You are to retype all of the data exactly as it appears.

···

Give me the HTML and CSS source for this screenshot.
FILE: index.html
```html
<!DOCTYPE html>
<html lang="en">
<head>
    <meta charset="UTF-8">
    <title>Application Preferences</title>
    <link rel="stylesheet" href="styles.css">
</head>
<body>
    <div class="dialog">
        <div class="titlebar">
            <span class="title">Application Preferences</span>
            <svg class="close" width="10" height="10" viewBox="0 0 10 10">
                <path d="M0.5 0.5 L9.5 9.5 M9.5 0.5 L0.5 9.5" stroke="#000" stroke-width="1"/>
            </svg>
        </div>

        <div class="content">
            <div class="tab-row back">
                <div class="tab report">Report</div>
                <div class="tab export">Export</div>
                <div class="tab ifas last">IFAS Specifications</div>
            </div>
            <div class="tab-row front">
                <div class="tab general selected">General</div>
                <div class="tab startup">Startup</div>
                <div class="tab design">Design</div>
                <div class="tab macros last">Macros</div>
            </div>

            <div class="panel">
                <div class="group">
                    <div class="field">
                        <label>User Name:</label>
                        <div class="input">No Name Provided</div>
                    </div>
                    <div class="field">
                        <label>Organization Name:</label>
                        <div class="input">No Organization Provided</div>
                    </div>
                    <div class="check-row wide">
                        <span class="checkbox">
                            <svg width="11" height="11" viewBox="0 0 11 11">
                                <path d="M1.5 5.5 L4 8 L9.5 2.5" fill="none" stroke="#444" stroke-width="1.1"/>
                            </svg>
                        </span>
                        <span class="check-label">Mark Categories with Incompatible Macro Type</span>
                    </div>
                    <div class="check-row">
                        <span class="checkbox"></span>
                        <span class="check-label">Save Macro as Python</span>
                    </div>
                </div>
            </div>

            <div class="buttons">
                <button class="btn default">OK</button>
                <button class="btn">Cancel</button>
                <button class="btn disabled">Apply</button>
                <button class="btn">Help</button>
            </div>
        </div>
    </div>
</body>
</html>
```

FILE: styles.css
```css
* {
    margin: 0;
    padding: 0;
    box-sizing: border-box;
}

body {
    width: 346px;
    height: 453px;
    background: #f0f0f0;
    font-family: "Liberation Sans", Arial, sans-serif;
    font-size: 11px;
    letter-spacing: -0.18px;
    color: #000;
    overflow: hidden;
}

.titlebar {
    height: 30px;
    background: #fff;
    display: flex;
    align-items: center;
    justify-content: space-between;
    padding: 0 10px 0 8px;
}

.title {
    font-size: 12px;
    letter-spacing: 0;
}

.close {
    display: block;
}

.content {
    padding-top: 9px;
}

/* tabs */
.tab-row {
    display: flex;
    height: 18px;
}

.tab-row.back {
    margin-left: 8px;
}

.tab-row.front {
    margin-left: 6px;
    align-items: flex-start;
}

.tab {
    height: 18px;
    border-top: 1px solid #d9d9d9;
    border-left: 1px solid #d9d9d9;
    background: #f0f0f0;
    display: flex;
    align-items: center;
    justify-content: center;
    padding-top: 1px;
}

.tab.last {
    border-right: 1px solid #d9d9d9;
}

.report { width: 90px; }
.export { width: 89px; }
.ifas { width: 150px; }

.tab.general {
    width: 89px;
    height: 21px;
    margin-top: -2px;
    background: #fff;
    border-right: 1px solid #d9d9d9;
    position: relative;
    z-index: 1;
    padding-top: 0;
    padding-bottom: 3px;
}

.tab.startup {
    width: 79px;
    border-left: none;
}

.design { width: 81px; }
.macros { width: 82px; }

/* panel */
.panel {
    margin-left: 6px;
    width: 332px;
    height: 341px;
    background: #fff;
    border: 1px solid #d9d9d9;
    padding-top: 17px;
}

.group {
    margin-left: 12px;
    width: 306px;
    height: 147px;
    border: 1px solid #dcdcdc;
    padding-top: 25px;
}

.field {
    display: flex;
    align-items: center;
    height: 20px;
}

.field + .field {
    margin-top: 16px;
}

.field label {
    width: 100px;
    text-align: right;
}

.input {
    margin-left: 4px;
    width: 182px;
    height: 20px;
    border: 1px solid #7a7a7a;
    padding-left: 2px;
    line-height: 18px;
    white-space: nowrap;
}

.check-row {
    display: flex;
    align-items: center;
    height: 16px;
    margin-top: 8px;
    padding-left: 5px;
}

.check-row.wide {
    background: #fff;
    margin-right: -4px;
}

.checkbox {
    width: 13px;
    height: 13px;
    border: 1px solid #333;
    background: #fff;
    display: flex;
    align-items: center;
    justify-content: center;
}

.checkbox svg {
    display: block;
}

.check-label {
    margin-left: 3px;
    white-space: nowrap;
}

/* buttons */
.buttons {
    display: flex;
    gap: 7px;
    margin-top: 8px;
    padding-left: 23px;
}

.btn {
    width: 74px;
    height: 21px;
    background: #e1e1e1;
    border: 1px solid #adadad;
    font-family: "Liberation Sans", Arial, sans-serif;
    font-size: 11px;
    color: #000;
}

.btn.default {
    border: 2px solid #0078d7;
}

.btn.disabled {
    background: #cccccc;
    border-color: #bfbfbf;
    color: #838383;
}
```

···

#### Exercise result:
Give me the HTML and CSS source for this screenshot.
FILE: index.html
```html
<!DOCTYPE html>
<html lang="en">
<head>
    <meta charset="UTF-8">
    <title>Application Preferences</title>
    <link rel="stylesheet" href="styles.css">
</head>
<body>
    <div class="dialog">
        <div class="titlebar">
            <span class="title">Application Preferences</span>
            <svg class="close" width="10" height="10" viewBox="0 0 10 10">
                <path d="M0.5 0.5 L9.5 9.5 M9.5 0.5 L0.5 9.5" stroke="#000" stroke-width="1"/>
            </svg>
        </div>

        <div class="content">
            <div class="tab-row back">
                <div class="tab report">Report</div>
                <div class="tab export">Export</div>
                <div class="tab ifas last">IFAS Specifications</div>
            </div>
            <div class="tab-row front">
                <div class="tab general selected">General</div>
                <div class="tab startup">Startup</div>
                <div class="tab design">Design</div>
                <div class="tab macros last">Macros</div>
            </div>

            <div class="panel">
                <div class="group">
                    <div class="field">
                        <label>User Name:</label>
                        <div class="input">No Name Provided</div>
                    </div>
                    <div class="field">
                        <label>Organization Name:</label>
                        <div class="input">No Organization Provided</div>
                    </div>
                    <div class="check-row wide">
                        <span class="checkbox">
                            <svg width="11" height="11" viewBox="0 0 11 11">
                                <path d="M1.5 5.5 L4 8 L9.5 2.5" fill="none" stroke="#444" stroke-width="1.1"/>
                            </svg>
                        </span>
                        <span class="check-label">Mark Categories with Incompatible Macro Type</span>
                    </div>
                    <div class="check-row">
                        <span class="checkbox"></span>
                        <span class="check-label">Save Macro as Python</span>
                    </div>
                </div>
            </div>

            <div class="buttons">
                <button class="btn default">OK</button>
                <button class="btn">Cancel</button>
                <button class="btn disabled">Apply</button>
                <button class="btn">Help</button>
            </div>
        </div>
    </div>
</body>
</html>
```

FILE: styles.css
```css
* {
    margin: 0;
    padding: 0;
    box-sizing: border-box;
}

body {
    width: 346px;
    height: 453px;
    background: #f0f0f0;
    font-family: "Liberation Sans", Arial, sans-serif;
    font-size: 11px;
    letter-spacing: -0.18px;
    color: #000;
    overflow: hidden;
}

.titlebar {
    height: 30px;
    background: #fff;
    display: flex;
    align-items: center;
    justify-content: space-between;
    padding: 0 10px 0 8px;
}

.title {
    font-size: 12px;
    letter-spacing: 0;
}

.close {
    display: block;
}

.content {
    padding-top: 9px;
}

/* tabs */
.tab-row {
    display: flex;
    height: 18px;
}

.tab-row.back {
    margin-left: 8px;
}

.tab-row.front {
    margin-left: 6px;
    align-items: flex-start;
}

.tab {
    height: 18px;
    border-top: 1px solid #d9d9d9;
    border-left: 1px solid #d9d9d9;
    background: #f0f0f0;
    display: flex;
    align-items: center;
    justify-content: center;
    padding-top: 1px;
}

.tab.last {
    border-right: 1px solid #d9d9d9;
}

.report { width: 90px; }
.export { width: 89px; }
.ifas { width: 150px; }

.tab.general {
    width: 89px;
    height: 21px;
    margin-top: -2px;
    background: #fff;
    border-right: 1px solid #d9d9d9;
    position: relative;
    z-index: 1;
    padding-top: 0;
    padding-bottom: 3px;
}

.tab.startup {
    width: 79px;
    border-left: none;
}

.design { width: 81px; }
.macros { width: 82px; }

/* panel */
.panel {
    margin-left: 6px;
    width: 332px;
    height: 341px;
    background: #fff;
    border: 1px solid #d9d9d9;
    padding-top: 17px;
}

.group {
    margin-left: 12px;
    width: 306px;
    height: 147px;
    border: 1px solid #dcdcdc;
    padding-top: 25px;
}

.field {
    display: flex;
    align-items: center;
    height: 20px;
}

.field + .field {
    margin-top: 16px;
}

.field label {
    width: 100px;
    text-align: right;
}

.input {
    margin-left: 4px;
    width: 182px;
    height: 20px;
    border: 1px solid #7a7a7a;
    padding-left: 2px;
    line-height: 18px;
    white-space: nowrap;
}

.check-row {
    display: flex;
    align-items: center;
    height: 16px;
    margin-top: 8px;
    padding-left: 5px;
}

.check-row.wide {
    background: #fff;
    margin-right: -4px;
}

.checkbox {
    width: 13px;
    height: 13px;
    border: 1px solid #333;
    background: #fff;
    display: flex;
    align-items: center;
    justify-content: center;
}

.checkbox svg {
    display: block;
}

.check-label {
    margin-left: 3px;
    white-space: nowrap;
}

/* buttons */
.buttons {
    display: flex;
    gap: 7px;
    margin-top: 8px;
    padding-left: 23px;
}

.btn {
    width: 74px;
    height: 21px;
    background: #e1e1e1;
    border: 1px solid #adadad;
    font-family: "Liberation Sans", Arial, sans-serif;
    font-size: 11px;
    color: #000;
}

.btn.default {
    border: 2px solid #0078d7;
}

.btn.disabled {
    background: #cccccc;
    border-color: #bfbfbf;
    color: #838383;
}
```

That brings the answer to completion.